◆ **Your instructions**
Give an exact copy of every line, leaving images out.

◆ **Collected material**
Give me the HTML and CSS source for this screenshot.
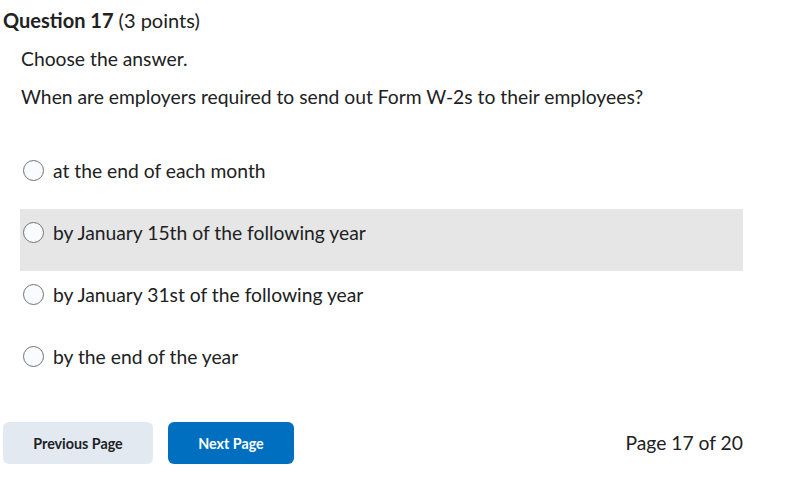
FILE: index.html
```html
<!DOCTYPE html>
<html>
<head>
<meta charset="utf-8">
<link rel="stylesheet" href="styles.css">
</head>
<body>
<div class="page">
  <h2 class="qtitle"><span class="qnum">Question 17</span> (3 points)</h2>
  <div class="qbody">
    <p class="instr">Choose the answer.</p>
    <p class="prompt">When are employers required to send out Form W-2s to their employees?</p>
    <div class="options">
      <label class="opt"><span class="radio"></span><span class="otext">at the end of each month</span></label>
      <label class="opt hover"><span class="radio"></span><span class="otext">by January 15th of the following year</span></label>
      <label class="opt"><span class="radio"></span><span class="otext">by January 31st of the following year</span></label>
      <label class="opt"><span class="radio"></span><span class="otext">by the end of the year</span></label>
    </div>
  </div>
  <div class="footer">
    <button class="btn prev">Previous Page</button>
    <button class="btn next">Next Page</button>
    <span class="pager">Page 17 of 20</span>
  </div>
</div>
</body>
</html>
```
FILE: styles.css
```css
html, body {
  margin: 0;
  padding: 0;
  background: #ffffff;
}
body {
  font-family: Lato, "Noto Sans", sans-serif;
  color: #202122;
}
.page {
  width: 743px;
  padding: 8px 0 0 3px;
  box-sizing: border-box;
}
.qtitle {
  margin: 0;
  font-size: 20px;
  font-weight: 400;
  line-height: 24px;
}
.qnum {
  font-weight: 700;
}
.qbody {
  padding-left: 18px;
}
.instr {
  margin: 15px 0 0 0;
  font-size: 19.3px;
  line-height: 24px;
}
.prompt {
  margin: 14px 0 0 0;
  font-size: 19.3px;
  line-height: 24px;
}
.options {
  margin-top: 38px;
  display: flex;
  flex-direction: column;
  margin-left: -1px;
}
.opt {
  display: flex;
  gap: 9px;
  height: 62px;
  padding: 12px 0 0 3px;
  box-sizing: border-box;
  align-items: flex-start;
  font-size: 19.3px;
  line-height: 24px;
}
.opt.hover {
  background: #e6e6e6;
}
.radio {
  width: 19px;
  height: 19px;
  border: 1px solid #6e7376;
  border-radius: 50%;
  background: #f9fbff;
  margin-top: 1px;
  flex: none;
}
.footer {
  display: flex;
  align-items: center;
  margin-top: 27px;
}
.btn {
  font-family: Lato, "Noto Sans", sans-serif;
  font-weight: 700;
  font-size: 14.3px;
  height: 42px;
  border: none;
  border-radius: 6px;
  cursor: pointer;
}
.prev {
  width: 150px;
  background: #e3e9f1;
  color: #202122;
}
.next {
  width: 126px;
  margin-left: 15px;
  background: #006fbf;
  color: #ffffff;
}
.pager {
  margin-left: auto;
  font-size: 19.3px;
  line-height: 24px;
}
```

◆ **Answer**
Give me the HTML and CSS source for this screenshot.
FILE: index.html
```html
<!DOCTYPE html>
<html>
<head>
<meta charset="utf-8">
<link rel="stylesheet" href="styles.css">
</head>
<body>
<div class="page">
  <h2 class="qtitle"><span class="qnum">Question 17</span> (3 points)</h2>
  <div class="qbody">
    <p class="instr">Choose the answer.</p>
    <p class="prompt">When are employers required to send out Form W-2s to their employees?</p>
    <div class="options">
      <label class="opt"><span class="radio"></span><span class="otext">at the end of each month</span></label>
      <label class="opt hover"><span class="radio"></span><span class="otext">by January 15th of the following year</span></label>
      <label class="opt"><span class="radio"></span><span class="otext">by January 31st of the following year</span></label>
      <label class="opt"><span class="radio"></span><span class="otext">by the end of the year</span></label>
    </div>
  </div>
  <div class="footer">
    <button class="btn prev">Previous Page</button>
    <button class="btn next">Next Page</button>
    <span class="pager">Page 17 of 20</span>
  </div>
</div>
</body>
</html>
```
FILE: styles.css
```css
html, body {
  margin: 0;
  padding: 0;
  background: #ffffff;
}
body {
  font-family: Lato, "Noto Sans", sans-serif;
  color: #202122;
}
.page {
  width: 743px;
  padding: 8px 0 0 3px;
  box-sizing: border-box;
}
.qtitle {
  margin: 0;
  font-size: 20px;
  font-weight: 400;
  line-height: 24px;
}
.qnum {
  font-weight: 700;
}
.qbody {
  padding-left: 18px;
}
.instr {
  margin: 15px 0 0 0;
  font-size: 19.3px;
  line-height: 24px;
}
.prompt {
  margin: 14px 0 0 0;
  font-size: 19.3px;
  line-height: 24px;
}
.options {
  margin-top: 38px;
  display: flex;
  flex-direction: column;
  margin-left: -1px;
}
.opt {
  display: flex;
  gap: 9px;
  height: 62px;
  padding: 12px 0 0 3px;
  box-sizing: border-box;
  align-items: flex-start;
  font-size: 19.3px;
  line-height: 24px;
}
.opt.hover {
  background: #e6e6e6;
}
.radio {
  width: 19px;
  height: 19px;
  border: 1px solid #6e7376;
  border-radius: 50%;
  background: #f9fbff;
  margin-top: 1px;
  flex: none;
}
.footer {
  display: flex;
  align-items: center;
  margin-top: 27px;
}
.btn {
  font-family: Lato, "Noto Sans", sans-serif;
  font-weight: 700;
  font-size: 14.3px;
  height: 42px;
  border: none;
  border-radius: 6px;
  cursor: pointer;
}
.prev {
  width: 150px;
  background: #e3e9f1;
  color: #202122;
}
.next {
  width: 126px;
  margin-left: 15px;
  background: #006fbf;
  color: #ffffff;
}
.pager {
  margin-left: auto;
  font-size: 19.3px;
  line-height: 24px;
}
```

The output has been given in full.